Two Reviews on Local Footwear of Bangladesh

In Bangladesh two biggest festival are Eid-ul-Fitr and Eid-ul-Adha. Country’s people become disparate for shopping. Unlike dress people also buy at least one pair new shoes. From poor to richest everybody buy a vast number of new clothing items and so on.

Unlike clothing fashion footwear fashion did not bloom in newspaper or magazine. Country’s English newspaper The Daily Star had published two article about Bangladeshi Footwear market dated July 24, 2014 and July 04, 2015. The dates are almost one month earlier than Eid-ul-Fitr and Eid-ul-Adha.
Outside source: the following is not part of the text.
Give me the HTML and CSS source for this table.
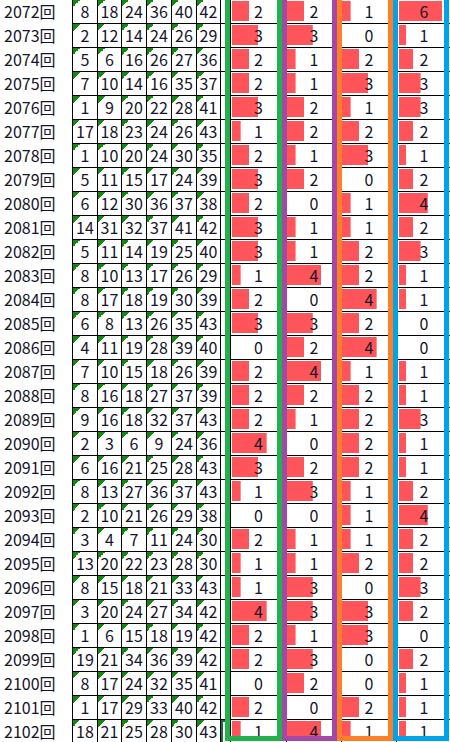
FILE: index.html
```html
<!DOCTYPE html>
<html lang="ja">
<head>
	<meta charset="UTF-8">
	<title>loto6</title>
	<link rel="stylesheet" href="styles.css">
</head>
<body>
	<div class="sheet">
		<div class="row"><div class="lbl">2072回</div><div class="n">8</div><div class="n">18</div><div class="n">24</div><div class="n">36</div><div class="n">40</div><div class="n">42</div><div class="sp"></div><div class="d c1 v2">2</div><div class="d c2 v2">2</div><div class="d c3 v1">1</div><div class="d c4 v6">6</div></div>
		<div class="row"><div class="lbl">2073回</div><div class="n">2</div><div class="n">12</div><div class="n">14</div><div class="n">24</div><div class="n">26</div><div class="n">29</div><div class="sp"></div><div class="d c1 v3">3</div><div class="d c2 v3">3</div><div class="d c3 v0">0</div><div class="d c4 v1">1</div></div>
		<div class="row"><div class="lbl">2074回</div><div class="n">5</div><div class="n">6</div><div class="n">16</div><div class="n">26</div><div class="n">27</div><div class="n">36</div><div class="sp"></div><div class="d c1 v2">2</div><div class="d c2 v1">1</div><div class="d c3 v2">2</div><div class="d c4 v2">2</div></div>
		<div class="row"><div class="lbl">2075回</div><div class="n">7</div><div class="n">10</div><div class="n">14</div><div class="n">16</div><div class="n">35</div><div class="n">37</div><div class="sp"></div><div class="d c1 v2">2</div><div class="d c2 v1">1</div><div class="d c3 v3">3</div><div class="d c4 v3">3</div></div>
		<div class="row"><div class="lbl">2076回</div><div class="n">1</div><div class="n">9</div><div class="n">20</div><div class="n">22</div><div class="n">28</div><div class="n">41</div><div class="sp"></div><div class="d c1 v3">3</div><div class="d c2 v2">2</div><div class="d c3 v1">1</div><div class="d c4 v3">3</div></div>
		<div class="row"><div class="lbl">2077回</div><div class="n">17</div><div class="n">18</div><div class="n">23</div><div class="n">24</div><div class="n">26</div><div class="n">43</div><div class="sp"></div><div class="d c1 v1">1</div><div class="d c2 v2">2</div><div class="d c3 v2">2</div><div class="d c4 v2">2</div></div>
		<div class="row"><div class="lbl">2078回</div><div class="n">1</div><div class="n">10</div><div class="n">20</div><div class="n">24</div><div class="n">30</div><div class="n">35</div><div class="sp"></div><div class="d c1 v2">2</div><div class="d c2 v1">1</div><div class="d c3 v3">3</div><div class="d c4 v1">1</div></div>
		<div class="row"><div class="lbl">2079回</div><div class="n">5</div><div class="n">11</div><div class="n">15</div><div class="n">17</div><div class="n">24</div><div class="n">39</div><div class="sp"></div><div class="d c1 v3">3</div><div class="d c2 v2">2</div><div class="d c3 v0">0</div><div class="d c4 v2">2</div></div>
		<div class="row"><div class="lbl">2080回</div><div class="n">6</div><div class="n">12</div><div class="n">30</div><div class="n">36</div><div class="n">37</div><div class="n">38</div><div class="sp"></div><div class="d c1 v2">2</div><div class="d c2 v0">0</div><div class="d c3 v1">1</div><div class="d c4 v4">4</div></div>
		<div class="row"><div class="lbl">2081回</div><div class="n">14</div><div class="n">31</div><div class="n">32</div><div class="n">37</div><div class="n">41</div><div class="n">42</div><div class="sp"></div><div class="d c1 v3">3</div><div class="d c2 v1">1</div><div class="d c3 v1">1</div><div class="d c4 v2">2</div></div>
		<div class="row"><div class="lbl">2082回</div><div class="n">5</div><div class="n">11</div><div class="n">14</div><div class="n">19</div><div class="n">25</div><div class="n">40</div><div class="sp"></div><div class="d c1 v3">3</div><div class="d c2 v1">1</div><div class="d c3 v2">2</div><div class="d c4 v3">3</div></div>
		<div class="row"><div class="lbl">2083回</div><div class="n">8</div><div class="n">10</div><div class="n">13</div><div class="n">17</div><div class="n">26</div><div class="n">29</div><div class="sp"></div><div class="d c1 v1">1</div><div class="d c2 v4">4</div><div class="d c3 v2">2</div><div class="d c4 v1">1</div></div>
		<div class="row"><div class="lbl">2084回</div><div class="n">8</div><div class="n">17</div><div class="n">18</div><div class="n">19</div><div class="n">30</div><div class="n">39</div><div class="sp"></div><div class="d c1 v2">2</div><div class="d c2 v0">0</div><div class="d c3 v4">4</div><div class="d c4 v1">1</div></div>
		<div class="row"><div class="lbl">2085回</div><div class="n">6</div><div class="n">8</div><div class="n">13</div><div class="n">26</div><div class="n">35</div><div class="n">43</div><div class="sp"></div><div class="d c1 v3">3</div><div class="d c2 v3">3</div><div class="d c3 v2">2</div><div class="d c4 v0">0</div></div>
		<div class="row"><div class="lbl">2086回</div><div class="n">4</div><div class="n">11</div><div class="n">19</div><div class="n">28</div><div class="n">39</div><div class="n">40</div><div class="sp"></div><div class="d c1 v0">0</div><div class="d c2 v2">2</div><div class="d c3 v4">4</div><div class="d c4 v0">0</div></div>
		<div class="row"><div class="lbl">2087回</div><div class="n">7</div><div class="n">10</div><div class="n">15</div><div class="n">18</div><div class="n">26</div><div class="n">39</div><div class="sp"></div><div class="d c1 v2">2</div><div class="d c2 v4">4</div><div class="d c3 v1">1</div><div class="d c4 v1">1</div></div>
		<div class="row"><div class="lbl">2088回</div><div class="n">8</div><div class="n">16</div><div class="n">18</div><div class="n">27</div><div class="n">37</div><div class="n">39</div><div class="sp"></div><div class="d c1 v2">2</div><div class="d c2 v2">2</div><div class="d c3 v2">2</div><div class="d c4 v1">1</div></div>
		<div class="row"><div class="lbl">2089回</div><div class="n">9</div><div class="n">16</div><div class="n">18</div><div class="n">32</div><div class="n">37</div><div class="n">43</div><div class="sp"></div><div class="d c1 v2">2</div><div class="d c2 v1">1</div><div class="d c3 v2">2</div><div class="d c4 v3">3</div></div>
		<div class="row"><div class="lbl">2090回</div><div class="n">2</div><div class="n">3</div><div class="n">6</div><div class="n">9</div><div class="n">24</div><div class="n">36</div><div class="sp"></div><div class="d c1 v4">4</div><div class="d c2 v0">0</div><div class="d c3 v2">2</div><div class="d c4 v1">1</div></div>
		<div class="row"><div class="lbl">2091回</div><div class="n">6</div><div class="n">16</div><div class="n">21</div><div class="n">25</div><div class="n">28</div><div class="n">43</div><div class="sp"></div><div class="d c1 v3">3</div><div class="d c2 v2">2</div><div class="d c3 v2">2</div><div class="d c4 v1">1</div></div>
		<div class="row"><div class="lbl">2092回</div><div class="n">8</div><div class="n">13</div><div class="n">27</div><div class="n">36</div><div class="n">37</div><div class="n">43</div><div class="sp"></div><div class="d c1 v1">1</div><div class="d c2 v3">3</div><div class="d c3 v1">1</div><div class="d c4 v2">2</div></div>
		<div class="row"><div class="lbl">2093回</div><div class="n">2</div><div class="n">10</div><div class="n">21</div><div class="n">26</div><div class="n">29</div><div class="n">38</div><div class="sp"></div><div class="d c1 v0">0</div><div class="d c2 v0">0</div><div class="d c3 v1">1</div><div class="d c4 v4">4</div></div>
		<div class="row"><div class="lbl">2094回</div><div class="n">3</div><div class="n">4</div><div class="n">7</div><div class="n">11</div><div class="n">24</div><div class="n">30</div><div class="sp"></div><div class="d c1 v2">2</div><div class="d c2 v1">1</div><div class="d c3 v1">1</div><div class="d c4 v2">2</div></div>
		<div class="row"><div class="lbl">2095回</div><div class="n">13</div><div class="n">20</div><div class="n">22</div><div class="n">23</div><div class="n">28</div><div class="n">30</div><div class="sp"></div><div class="d c1 v1">1</div><div class="d c2 v1">1</div><div class="d c3 v2">2</div><div class="d c4 v2">2</div></div>
		<div class="row"><div class="lbl">2096回</div><div class="n">8</div><div class="n">15</div><div class="n">18</div><div class="n">21</div><div class="n">33</div><div class="n">43</div><div class="sp"></div><div class="d c1 v1">1</div><div class="d c2 v3">3</div><div class="d c3 v0">0</div><div class="d c4 v3">3</div></div>
		<div class="row"><div class="lbl">2097回</div><div class="n">3</div><div class="n">20</div><div class="n">24</div><div class="n">27</div><div class="n">34</div><div class="n">42</div><div class="sp"></div><div class="d c1 v4">4</div><div class="d c2 v3">3</div><div class="d c3 v3">3</div><div class="d c4 v2">2</div></div>
		<div class="row"><div class="lbl">2098回</div><div class="n">1</div><div class="n">6</div><div class="n">15</div><div class="n">18</div><div class="n">19</div><div class="n">42</div><div class="sp"></div><div class="d c1 v2">2</div><div class="d c2 v1">1</div><div class="d c3 v3">3</div><div class="d c4 v0">0</div></div>
		<div class="row"><div class="lbl">2099回</div><div class="n">19</div><div class="n">21</div><div class="n">34</div><div class="n">36</div><div class="n">39</div><div class="n">42</div><div class="sp"></div><div class="d c1 v2">2</div><div class="d c2 v3">3</div><div class="d c3 v0">0</div><div class="d c4 v2">2</div></div>
		<div class="row"><div class="lbl">2100回</div><div class="n">8</div><div class="n">17</div><div class="n">24</div><div class="n">32</div><div class="n">35</div><div class="n">41</div><div class="sp"></div><div class="d c1 v0">0</div><div class="d c2 v2">2</div><div class="d c3 v0">0</div><div class="d c4 v1">1</div></div>
		<div class="row"><div class="lbl">2101回</div><div class="n">1</div><div class="n">17</div><div class="n">29</div><div class="n">33</div><div class="n">40</div><div class="n">42</div><div class="sp"></div><div class="d c1 v2">2</div><div class="d c2 v0">0</div><div class="d c3 v2">2</div><div class="d c4 v1">1</div></div>
		<div class="row"><div class="lbl">2102回</div><div class="n">18</div><div class="n">21</div><div class="n">25</div><div class="n">28</div><div class="n">30</div><div class="n">43</div><div class="sp sel"></div><div class="d c1 v1">1</div><div class="d c2 v4">4</div><div class="d c3 v1">1</div><div class="d c4 v1">1</div></div>

		<!-- 図形の枠 -->
		<div class="frame green"></div>
		<div class="frame purple"></div>
		<div class="frame orange"></div>
		<div class="frame blue"></div>
	</div>
</body>
</html>
```

FILE: styles.css
```css
html,body{
	margin: 0;
	padding: 0;
	background: #fff;
	overflow: hidden;
}
.sheet{
	position: relative;
	width: 451px;
	font-family: "Noto Sans CJK JP", sans-serif;
	font-size: 16px;
	color: #15152a;
}
.row{
	display: grid;
	grid-template-columns: 72px 25px 24px 25px 25px 25px 24px 10px 56px 55px 55px 55px;
	height: 24px;
	line-height: 23px;
}
.lbl{
	padding-left: 4px;
	white-space: nowrap;
}
.n,
.sp,
.d{
	border-left: 1px solid #000;
	border-bottom: 1px solid #000;
	text-align: center;
}
/* 緑の三角 */
.n{
	background: linear-gradient(135deg, #118a11 0 50%, transparent 50%) no-repeat 0 0 / 7px 7px;
}
.sel{
	box-shadow: inset 2px 2px 0 #1f6b45;
}
/* データバー */
.d{
	background-image: linear-gradient(#ff555a, #ff555a);
	background-repeat: no-repeat;
	background-position: var(--x) 1px;
	background-size: calc(var(--v) * var(--k)) 20px;
}
.c1{ --x: 1px; --k: 8.67px; }
.c2{ --x: 0px; --k: 8.6px; }
.c3{ --x: 0px; --k: 8.67px; }
.c4{ --x: 2px; --k: 7.2px; }
.v0{ --v: 0; }
.v1{ --v: 1; }
.v2{ --v: 2; }
.v3{ --v: 3; }
.v4{ --v: 4; }
.v6{ --v: 6; }

.frame{
	position: absolute;
	top: -10px;
	height: 751px;
	box-sizing: border-box;
	border: 5px solid;
}
.green{
	left: 225px;
	width: 57px;
	border-color: #22b14c;
}
.purple{
	left: 282px;
	width: 55px;
	border-color: #a349a4;
}
.orange{
	left: 337px;
	width: 56px;
	border-color: #ff7f27;
}
.blue{
	left: 393px;
	width: 56px;
	border-color: #00a2e8;
}
```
On July 24, 2014 the paper reported that “Local footwear brands on a roll”- “The local market is huge and is growing tremendously. If we can offer quality products we will be able to stop the imports,” HAMKO said, adding that HAMKO is making 500 to 1,000 pairs of shoes a day for the local market only, with plans to treble the production by next year.

 

While the exact statistics on retail footwear sales are hard to come by, one estimate puts the annual sales figure at Tk 2,400 crore on the basis of per capita shoe consumption of nearly one pair.
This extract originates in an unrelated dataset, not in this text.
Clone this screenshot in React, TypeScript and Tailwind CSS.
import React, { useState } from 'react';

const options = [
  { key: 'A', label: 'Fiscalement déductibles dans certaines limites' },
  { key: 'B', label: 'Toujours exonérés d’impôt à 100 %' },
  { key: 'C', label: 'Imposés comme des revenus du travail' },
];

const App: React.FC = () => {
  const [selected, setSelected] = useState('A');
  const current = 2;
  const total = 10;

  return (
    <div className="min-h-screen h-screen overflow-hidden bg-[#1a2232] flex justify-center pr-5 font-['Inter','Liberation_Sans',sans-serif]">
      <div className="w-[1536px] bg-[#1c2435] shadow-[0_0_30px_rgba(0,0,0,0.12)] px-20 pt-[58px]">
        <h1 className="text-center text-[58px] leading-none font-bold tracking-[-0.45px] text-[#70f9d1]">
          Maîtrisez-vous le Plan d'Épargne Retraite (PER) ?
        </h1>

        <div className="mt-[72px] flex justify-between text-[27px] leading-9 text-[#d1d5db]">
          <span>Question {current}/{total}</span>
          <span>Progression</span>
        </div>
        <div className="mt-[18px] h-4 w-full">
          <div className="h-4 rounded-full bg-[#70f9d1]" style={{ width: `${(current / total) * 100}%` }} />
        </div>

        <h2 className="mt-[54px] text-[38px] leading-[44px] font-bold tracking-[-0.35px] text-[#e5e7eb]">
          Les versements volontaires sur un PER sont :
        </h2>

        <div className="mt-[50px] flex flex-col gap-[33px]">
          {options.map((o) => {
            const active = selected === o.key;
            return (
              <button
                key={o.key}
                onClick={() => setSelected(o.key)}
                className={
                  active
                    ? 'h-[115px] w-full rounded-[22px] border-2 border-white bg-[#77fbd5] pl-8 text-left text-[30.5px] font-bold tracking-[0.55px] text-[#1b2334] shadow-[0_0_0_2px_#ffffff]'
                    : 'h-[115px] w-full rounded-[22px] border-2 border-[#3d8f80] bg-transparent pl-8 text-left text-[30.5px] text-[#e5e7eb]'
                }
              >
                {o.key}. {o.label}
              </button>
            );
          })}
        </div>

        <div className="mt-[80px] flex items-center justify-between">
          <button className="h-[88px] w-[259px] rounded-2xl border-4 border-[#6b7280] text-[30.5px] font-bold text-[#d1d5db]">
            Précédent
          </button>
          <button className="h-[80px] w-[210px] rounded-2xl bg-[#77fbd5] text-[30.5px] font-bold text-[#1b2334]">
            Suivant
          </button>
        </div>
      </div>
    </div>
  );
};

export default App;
Abu Taher, chairman of Bangladesh Finished Leather, Leather Goods & Footwear Exporters Association, said the local sales will total Tk 7,000 crore a year.

 

Meanwhile, a number of industry people say the home market, which has long been dominated by multinational Bata and local brand Apex and shunned by exporters producing high-quality wares for Western buyers is progressively becoming more attractive for footwear makers, as exports entail a lot of complexities.

Zaid Bakht, research director of the Bangladesh Institute of Development Studies, who conducted a study on the sector with colleague Nazneen Ahmed, said the domestic market is growing due to the efforts of small entrepreneurs.

 

He said the number of large footwear companies in the country is not huge, but entrepreneurs involved in the sector mostly own small industries scattered in Old Dhaka as well as around the country.

 

“If we can provide them with finance and space they will come out big, and can contribute to the local market in a huge way while also exporting.”

 

“There are producers whose designs are of good quality and are even selling them as products from China,” he told The Daily Star.

And On July 04, 2015 they also reported that “Shoe sales thrive ahead of Eid in Bangladesh” – A number of footwear manufacturers are expanding business networks, pinning their hopes on brisk sales ahead of the Eid.

 

Local sales of footwear hover between Tk 6,000 and Tk 7,000 crore a year, and 40 percent of the turnover comes during the Eid-ul-Fitr, said Abu Taher, chairman of Bangladesh Finished Leather, Leather Goods and Footwear Exporters Association.

 

Though the home market has been dominated by multinational company Bata and local brand Apex for quite long, several local companies have emerged in recent times seeking to tap into the growing domestic demand.

Cheap labour here could attract foreign investment. Political stability, business-friendly environment and low bank interest rates are essential for both local and foreign investment in this sector, he added.

According to data of the Export Promotion Bureau, Bangladesh exported leather, footwear and leather products worth $204.44 million from July to May in fiscal 2014-15. The amount was $205.03 million during the same period in the previous year.

Abu Taher, chairman of Fortuna Bangladesh, said high bank interest rates are a barrier to expansion of footwear business, as entrepreneurs need credit to expand their networks.

“We have 18 outlets that sell footwear and leather products. We have plans to expand the network across the country. But we need credit from banks,” he said, adding that the bank interest rate is around 15 percent in Bangladesh while it is only 3-4 percent in China.